LT: Per rispondere cito Supermarket (N.d.R. – fumetto del 2006, scritto da Brian Wood e disegnato da Kristian Donaldson, uscito in USA per la IDW e proposto in Italia da Edizioni BD, collana Supersonic): insieme a Rosi e Maini l’abbiamo trovato un riferimento naturale, ma c’è dell’altro. La storia è pervasa di morbosità, di percezioni distorte della realtà da parte dei personaggi in una sorta di incubo allucinato, e far galleggiare gli attori secondari e gli scenari stessi in un diffuso magma psichedelico mi sembrava assecondasse bene il tono del racconto.

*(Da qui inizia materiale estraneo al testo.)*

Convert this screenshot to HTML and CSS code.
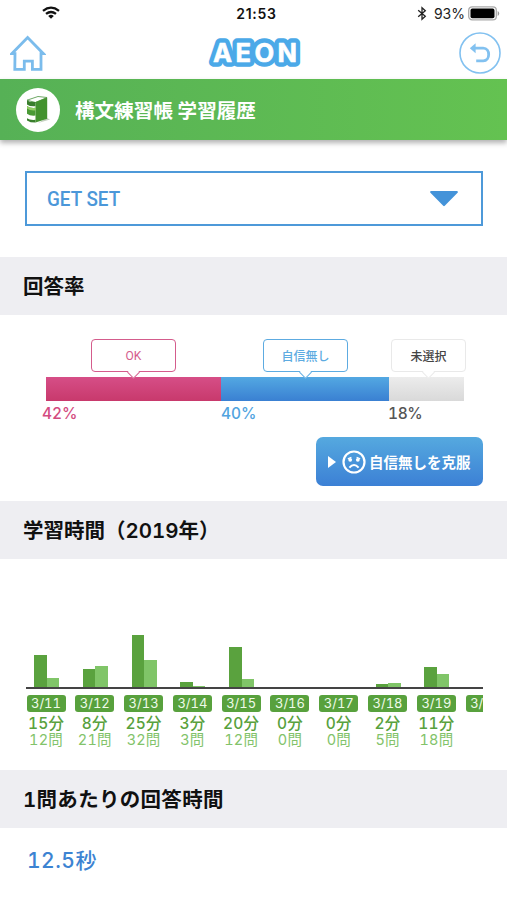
FILE: index.html
```html
<!DOCTYPE html>
<html lang="ja">
<head>
<meta charset="utf-8">
<title>構文練習帳 学習履歴</title>
<link rel="stylesheet" href="styles.css">
</head>
<body>
<div class="status">
  <svg class="wifi" width="18" height="14" viewBox="0 0 18 14" fill="none" stroke="#111" stroke-width="2.3"><path d="M1 4.8Q9-1.6 17 4.8M4 7.9Q9 4 14 7.9"/><path d="M6.2 9.9Q9 7.8 11.8 9.9L9 12.7Z" fill="#111" stroke="none"/></svg>
  <span class="clock">21:53</span>
  <div class="power">
    <svg width="10" height="15" viewBox="0 0 10 15" fill="none" stroke="#222" stroke-width="1.3"><path d="M1.2 4.2L8.3 10.3L5 13.2V1.8L8.3 4.7L1.2 10.8"/></svg>
    <span class="percent">93%</span>
    <svg width="32" height="15" viewBox="0 0 32 15"><rect x=".7" y=".8" width="27.6" height="13" rx="3.4" fill="#fff" stroke="#aaa" stroke-width="1.3"/><rect x="2.5" y="2.6" width="24" height="9.6" rx="1.8"/><path d="M29.7 5V10Q31.2 9.2 31.2 7.5T29.7 5" fill="#999"/></svg>
  </div>
</div>
<header class="nav">
  <svg class="home" width="36" height="36" viewBox="0 0 36 36" fill="none" stroke="#7bbcec" stroke-width="2.8"><path d="M5 18.7H1.8L17.6 2.6L33.4 18.7H31V34.3H22.4V26.2H14.3V34.3H4.8Z"/></svg>
  <svg class="logo" width="96" height="32" viewBox="0 0 96 32"><text x="5" y="25" textLength="84" class="logo-text logo-back">AEON</text><text x="5" y="25" textLength="84" class="logo-text">AEON</text></svg>
  <svg class="back" width="42" height="42" viewBox="0 0 42 42" fill="none" stroke="#82c1f0"><circle cx="21" cy="21" r="20" stroke-width="1.6"/><path d="M14 16.2H24.2C31.5 16.2 31.5 28.8 24.2 28.8H17.2" stroke-width="2.8"/><path d="M10.8 16.2L16.6 11.2V21.2Z" fill="#82c1f0" stroke="none"/></svg>
</header>
<div class="banner">
  <div class="book">
    <svg width="24" height="29" viewBox="0 0 24 29"><path d="M21 23L24 24.5L12 28Z" fill="#c3cfbf"/><path d="M1 5.2L12 1.5L21 2.5L9.5 7.5Z" fill="#fff" stroke="#5f9e55" stroke-width=".9"/><path d="M9.5 7L21.2 2.4V23.8L9.5 27.6Z" fill="#43922f"/><path d="M1 5.2Q4 7.6 9.5 7V11.2Q4 11.8 1 9.4Z" fill="#397e2d"/><path d="M1 11Q4 13.4 9.5 12.8V20.6Q4 21.2 1 18.8Z" fill="#4a9a36"/><path d="M1 11Q4 13.4 9.5 12.8V15.4Q4 16 1 13.6Z" fill="#92cd63"/><path d="M1 23.2Q4 25.4 9.5 24.8V27.6Q4 27.6 1 25.4Z" fill="#397e2d"/></svg>
  </div>
  <h1>構文練習帳 学習履歴</h1>
</div>
<div class="select">
  <span>GET SET</span>
  <svg width="30" height="18" viewBox="0 0 30 18"><path d="M2.2 2H27.8L15 15Z" fill="#4493d9" stroke="#4493d9" stroke-width="2.2" stroke-linejoin="round"/></svg>
</div>
<h2><span>回答率</span></h2>
<section class="rate">
  <div class="bubbles">
    <div class="bubble ok"><span>OK</span><i></i></div>
    <div class="bubble unsure"><span>自信無し</span><i></i></div>
    <div class="bubble none"><span>未選択</span><i></i></div>
  </div>
  <div class="stack"><div class="seg-ok"></div><div class="seg-unsure"></div><div class="seg-none"></div></div>
  <div class="percents"><span class="p-ok">42%</span><span class="p-unsure">40%</span><span class="p-none">18%</span></div>
  <div class="action">
    <svg class="play" width="8" height="12" viewBox="0 0 8 12"><path d="M0 0L8 6L0 12Z" fill="#fff"/></svg>
    <svg class="face" width="24" height="24" viewBox="0 0 24 24" fill="none" stroke="#fff" stroke-width="2.2"><circle cx="12" cy="12" r="10.5"/><path d="M7.4 17.6Q12 12.4 16.6 17.6" stroke-width="2"/><path d="M5.8 8.8L9.4 7.2M18.2 8.8L14.6 7.2" stroke-width="1.2"/><circle cx="8.2" cy="9.8" r="1.9" fill="#fff" stroke="none"/><circle cx="15.8" cy="9.8" r="1.9" fill="#fff" stroke="none"/></svg>
    <span>自信無しを克服</span>
  </div>
</section>
<h2><span class="t-time">学習時間（2019年）</span></h2>
<section class="chart">
  <div class="day"><div class="bars"><b style="height:32px"></b><b class="light" style="height:9px"></b></div><span class="date">3/11</span><span class="min">15分</span><span class="count">12問</span></div>
  <div class="day"><div class="bars"><b style="height:18px"></b><b class="light" style="height:21px"></b></div><span class="date">3/12</span><span class="min">8分</span><span class="count">21問</span></div>
  <div class="day"><div class="bars"><b style="height:52px"></b><b class="light" style="height:27px"></b></div><span class="date">3/13</span><span class="min">25分</span><span class="count">32問</span></div>
  <div class="day"><div class="bars"><b style="height:5px"></b><b class="light" style="height:1px"></b></div><span class="date">3/14</span><span class="min">3分</span><span class="count">3問</span></div>
  <div class="day"><div class="bars"><b style="height:40px"></b><b class="light" style="height:8px"></b></div><span class="date">3/15</span><span class="min">20分</span><span class="count">12問</span></div>
  <div class="day"><div class="bars"></div><span class="date">3/16</span><span class="min">0分</span><span class="count">0問</span></div>
  <div class="day"><div class="bars"></div><span class="date">3/17</span><span class="min">0分</span><span class="count">0問</span></div>
  <div class="day"><div class="bars"><b style="height:3px"></b><b class="light" style="height:4px"></b></div><span class="date">3/18</span><span class="min">2分</span><span class="count">5問</span></div>
  <div class="day"><div class="bars"><b style="height:20px"></b><b class="light" style="height:13px"></b></div><span class="date">3/19</span><span class="min">11分</span><span class="count">18問</span></div>
  <div class="day"><div class="bars"></div><span class="date">3/20</span></div>
</section>
<h2><span class="t-avg">1問あたりの回答時間</span></h2>
<p class="average">12.5秒</p>
</body>
</html>
```
FILE: styles.css
```css
* { box-sizing: border-box; }
body {
  margin: 0;
  height: 900px;
  overflow: hidden;
  background: #fff;
  color: #111;
  font-family: Inter, "Noto Sans CJK JP", sans-serif;
}
svg { display: block; flex: none; }
span { white-space: nowrap; }
.status {
  height: 27px;
  display: grid;
  grid-template-columns: 1fr auto 1fr;
  align-items: center;
  padding: 0 7px 0 42px;
}
.status .wifi { margin-top: -1px; }
.clock { font-size: 14px; font-weight: 600; letter-spacing: .7px; margin-left: -29px; }
.power { display: flex; align-items: center; justify-content: flex-end; }
.percent { font-size: 14px; margin: 0 3px 0 7px; color: #222; letter-spacing: 0; }
.nav {
  height: 52px;
  display: flex;
  align-items: center;
  justify-content: space-between;
  padding: 0 6px 0 10px;
}
.logo { margin-left: 6px; }
.logo-text {
  font: 700 25.5px Inter, sans-serif;
  fill: #fff;
  stroke: #fff;
  stroke-width: .6px;
  stroke-linejoin: round;
}
.logo-back { stroke: #4ba9e8; stroke-width: 9.5px; }
.banner {
  height: 61px;
  display: flex;
  align-items: center;
  padding-left: 16px;
  gap: 15px;
  background: linear-gradient(90deg, #56b156, #64c251);
  box-shadow: 0 3px 5px rgba(0, 0, 0, .3);
}
.book {
  width: 44px;
  height: 44px;
  border-radius: 50%;
  background: #fff;
  display: flex;
  align-items: center;
  justify-content: center;
}
h1 { margin: 0; color: #fff; font-family: "Noto Sans CJK JP", sans-serif; font-size: 19.5px; font-weight: 700; letter-spacing: .1px; }
.select {
  margin: 31px 24px 31px 25px;
  height: 55px;
  border: 2px solid #4d99d9;
  padding: 0 22px 0 20px;
  display: flex;
  align-items: center;
  justify-content: space-between;
  color: #4b97d9;
}
.select span { font: 500 20.5px Roboto, sans-serif; transform: scaleX(.92); transform-origin: left; }
h2 {
  margin: 0;
  height: 58px;
  padding: 2px 0 0 23px;
  display: flex;
  align-items: center;
  background: #eeeef2;
  font-size: 20.5px;
  line-height: 30px;
  font-weight: 600;
  font-variant-numeric: tabular-nums;
}
.t-avg { letter-spacing: .3px; }
.rate { height: 186px; padding: 24px 24px 0 0; }
.bubbles { display: flex; height: 38px; padding-left: 91px; }
.bubble {
  position: relative;
  width: 85px;
  height: 33px;
  border: 1.5px solid;
  border-radius: 4px;
  background: #fff;
  display: flex;
  align-items: center;
  justify-content: center;
  font-size: 12px;
  font-weight: 500;
}
.bubble span { margin-top: -1px; }
.bubble i {
  position: absolute;
  left: calc(50% - 5px);
  bottom: -6px;
  width: 9px;
  height: 9px;
  background: #fff;
  border: solid;
  border-width: 0 1.5px 1.5px 0;
  transform: rotate(45deg);
}
.ok { color: #d45c8c; }
.ok span { font-family: Roboto, sans-serif; font-weight: 400; margin-top: 1px; }
.unsure { color: #5dabe1; margin-left: 87px; }
.none { color: #e9e9e9; width: 75px; margin-left: 43px; }
.none span { color: #444; }
.stack { display: flex; height: 24px; width: 418px; margin-left: 46px; }
.seg-ok { width: 175px; background: linear-gradient(#d64e87, #c8396c); }
.seg-unsure { width: 168px; background: linear-gradient(#53a8e2, #3a80d2); }
.seg-none { width: 75px; background: linear-gradient(#ececec, #d9d9d9); }
.percents {
  display: grid;
  grid-template-columns: 179px 167px auto;
  height: 36px;
  padding-left: 42px;
  font-size: 15.5px;
  line-height: 25px;
  font-weight: 500;
  font-variant-numeric: tabular-nums;
}
.p-ok { color: #d34b80; }
.p-unsure { color: #51a4df; }
.p-none { color: #555; letter-spacing: -.4px; }
.action {
  width: 167px;
  height: 49px;
  margin-left: auto;
  border-radius: 7px;
  background: linear-gradient(#55a9df, #3c80d5);
  color: #fff;
  display: flex;
  align-items: center;
  padding-left: 12px;
  font-size: 14.5px;
  font-weight: 700;
}
.action span { margin-top: -1px; }
.play { margin-right: 6px; }
.face { margin-right: 3px; }
.chart {
  height: 211px;
  margin: 0 24px 0 26px;
  padding-left: .5px;
  display: flex;
  gap: 9.8px;
  overflow: hidden;
  background: linear-gradient(#444, #444) 0 128px / 100% 2px no-repeat;
  font-variant-numeric: tabular-nums;
}
.day {
  flex: 0 0 39px;
  min-width: 0;
  display: flex;
  flex-direction: column;
  align-items: center;
}
.bars { height: 128px; width: 25px; display: flex; align-items: flex-end; flex: none; margin-left: 1px; }
.bars b { width: 12.5px; background: #5aa23e; }
.bars .light { background: #80c568; }
.date {
  width: 39px;
  height: 17px;
  margin-top: 8px;
  border-radius: 3px;
  background: #58a13d;
  color: #effbe9;
  font-size: 13px;
  line-height: 17px;
  text-align: center;
}
.min { font-size: 15.5px; line-height: 19px; margin-top: 2px; font-weight: 500; color: #58a13d; letter-spacing: .2px; }
.count { font-size: 14.5px; line-height: 16px; margin-top: -1px; font-weight: 400; color: #82c36a; letter-spacing: .2px; }
.average { margin: 15px 0 0 27px; font-size: 21px; line-height: 36px; font-weight: 500; color: #3c83d2; letter-spacing: .5px; font-variant-numeric: tabular-nums; }
```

Entrambi i capitoli di questo volume iniziale di MEA partono con sequenze in bianco nero. Nella prima parte è la riproposizione in stile manga di due pagine di un fumetto che sta leggendo Shintaro, nella seconda è una sequenza con protagonista Juichi che col progredire delle vignette “acquista” colore. Sono legati questi due incipit? Volevi sottintendere qualcosa con questa similitudine “a-cromatica”?
LT: E’ stata una scelta degli scrittori, in realtà. Le sequenze iniziali dei due capitoli erano già descritte così, in bianco e nero, in sceneggiatura.
Ringraziamo gli autori per il loro tempo.